The brain works in funny ways. When you’re half asleep, and only your subconscious is active, your brain gets flooded with brilliant ideas. But when you try to pen it down the next day, you hardly remember a fraction of the ideas that came pouring into your head like there was no tomorrow, quite literally. A large portion of those absolutely fantastic thoughts (if I say so myself) don’t get to see broad daylight. It’s almost like your mind closes itself up when you’re awake and opens itself out when you’re sleeping. Perhaps the teachers should stop complaining if people are sleeping in the class. It looks like our brains might be more receptive when we’re half asleep. Also, on a more serious note, maybe that is why, sometimes, your dreams can be the most fantastic things that can happen to you.
Speaking of closed minds, I’ll get down to writing what I really wanted to write about. Being a part of law school gives me a lot of opportunities, one being studying areas I am interested in, albeit in a legal perspective. I now have subjects that allow me to think about homosexuality, as an area of study. By study, I do not mean study the habits of the homosexual people as though they were a different species. For, after all, they are also human and their habits are not going to vary largely or, for that matter, at all from the rest of ours. No, when I say study, I mean study the psychology and the reactions of the other members of the society.
My interest is not a result of the one year spent in law school. I may have led a fairly sheltered life, but that did not stop my mother from talking to me about the realities of life. I must have been 14 or 15 when the whole issue of Sec 377 cropped up, through the Naz Foundation case. Where my friends’ mothers sent them into their rooms and refused to let them watch what was happening, my mother let me sit next to her and watch the whole drama unfold, and even explained some things to me when the need arose. I was strangely affected to see how much opposition the LGBT community faced from the present day society. I heard stories of families breaking, people being uprooted, being ostracized by society and all because of something they could not help. Since then, I have been “straight for LGBT rights”, a term ‘straight’ people use when they want to show support. I have been a closet supporter, because of the society’s expectations from its members. Whenever someone said something against the LGBT community, I would very quietly tell them that they were mistaken, but not more, because I kept thinking I would be mocked at and ridiculed by society because I did not follow their beliefs of what was right and what was wrong. To put it simply, I was scared.
What changed this was not one event, but a series of events. For one, my family never thrust their views on me. I was always encouraged to think for myself and, as I grew older, I started realizing that having an opinion that did not conform to the majority’s views was not wrong. On facebook, I saw that a friend of mine was part of a facebook group called “Wipeout Homophobia on Facebook”, and that must have been the final turning point. She was a senior from school, and I thought if she could do it, why couldn’t I? I’ve become more vocal in my support since becoming a part of the group. Through that group, I've read so many stories, some sad, some happy, some heart-breaking, some heart-warming, and some outright ridiculous. The page has also given me an inkling of what arguments people give when they want to put down the community.
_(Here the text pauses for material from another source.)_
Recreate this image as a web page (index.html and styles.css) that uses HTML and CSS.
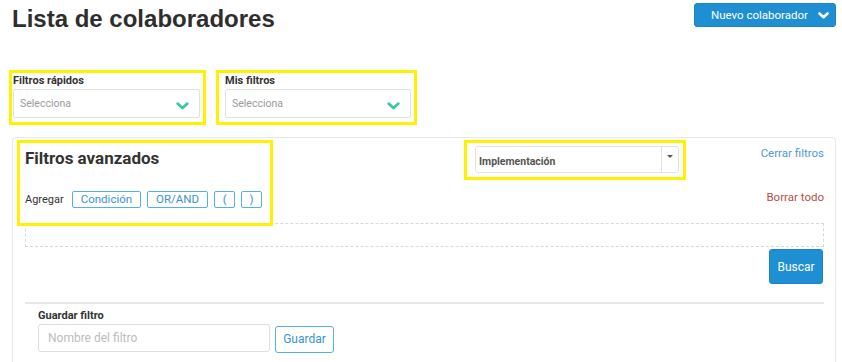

One of the most common arguments I have across is that “it is immoral”, an argument that gained teeth when Devlin posted his views on the Wolfendon committee report (people not of the legal profession, please bear with me). But what is morality? What is moral for you may not be moral for me? What is moral today may not be moral tomorrow. Morality keeps changing. Certain things always remain the way they are; only our perceptions of them change. Let me give you an analogy. Some centuries ago, people thought that the Earth was in the centre of the Solar System, and refused to listen to the voice of logic and science. Why? Because that is what they had been thought, had grown up thinking and suddenly changing the way they imagined their universe, because of one ‘lunatic’, was overwhelming. Also, it boosted their egos to think that everything, quite literally, revolved around them. So does this mean that the Earth was the centre of the solar system, and then suddenly changed positions when we ‘learnt’ about it? No, the truth always remained the truth, only our idea about it changed.
Also, what the majority of the people think has to be right, right? For this I tell you, imagine a room with four rapists and one woman. For that room, morals, as we see it, do not exist. So does that mean that rape is right?
Another common argument is that homosexuality is unnatural. No it is not. My statement is backed by science. Science has proved to us that being a member of the LGBT community is not their way of being perverse, they just cannot help it. It is naturally occurring, and they have no choice. In fact a study has showed to us that 40% of the dolphin population is gay. You do not see them ostracizing the gay dolphins, or conducting scientific experiments on them. We humans can become such a nasty race at times, I tell you. I don’t understand how it affects you when it does not affect you.
I am going into law here when I tell you that homosexuals are protected under Articles 14 and 21, namely the Right to Equality and the Right to Life. The Right to Life granted by the constitution of India does not mean living a vegetable existence. It means living a life of dignity and every person, regardless of whether he is a citizen or not, has the right to be treated equally in the country. Aren’t homosexuals people, regardless of their sexuality? And isn’t it just the correct thing to do to give them their due?
Live and let live, because otherwise life is not worth living.